Dean Mirfin, business development director at KRS, warns that advisers who fail to act now risk being left out in the cold.
He says: “There are a lot of advisers selling lifetime mortgages without any qualifications. If they do not take an equity release examination now they may find themselves unable to sell home reversion products.”
Mirfin believes regulation will dispel any doubts about home reversion that potential customers may have.
He adds: “Too many brokers do not try to sell reversions, which may be better products for customers.
“They argue that it is not regulated and paint a negative picture of it purely because they don’t know enough about it. Regulation and education can stop this.”
As the equity release industry develops in 2007 with tighter regulation, some have called for high street lenders to enter the fray and help develop customer-friendly products and initiatives.

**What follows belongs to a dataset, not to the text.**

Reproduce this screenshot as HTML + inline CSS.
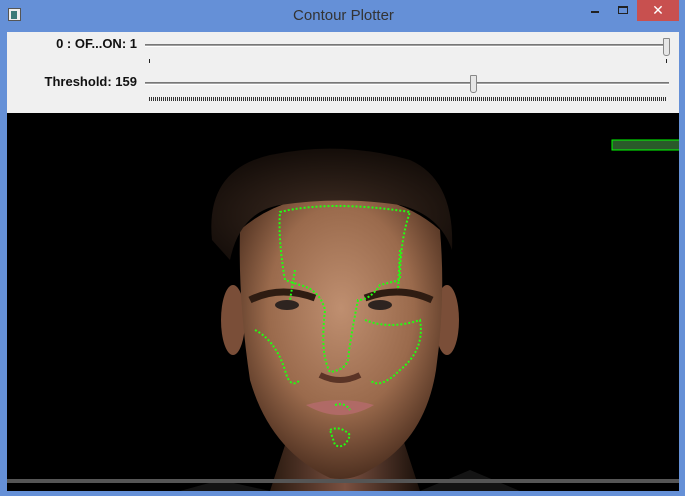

Duncan Young, managing director of Retirement Plus, thinks high street lenders could change the face of drawdown schemes.
He says: “One of the problems with drawdown is the lack of flexibility. It is greatly affected by rate changes and lenders attach too many conditions to it.”
He adds that if consumers were given drawdown chequebooks, down-payments could have annual caps and products would be freed from the strict conditions they have now. If costs could be controlled, the high street could change the face of such products.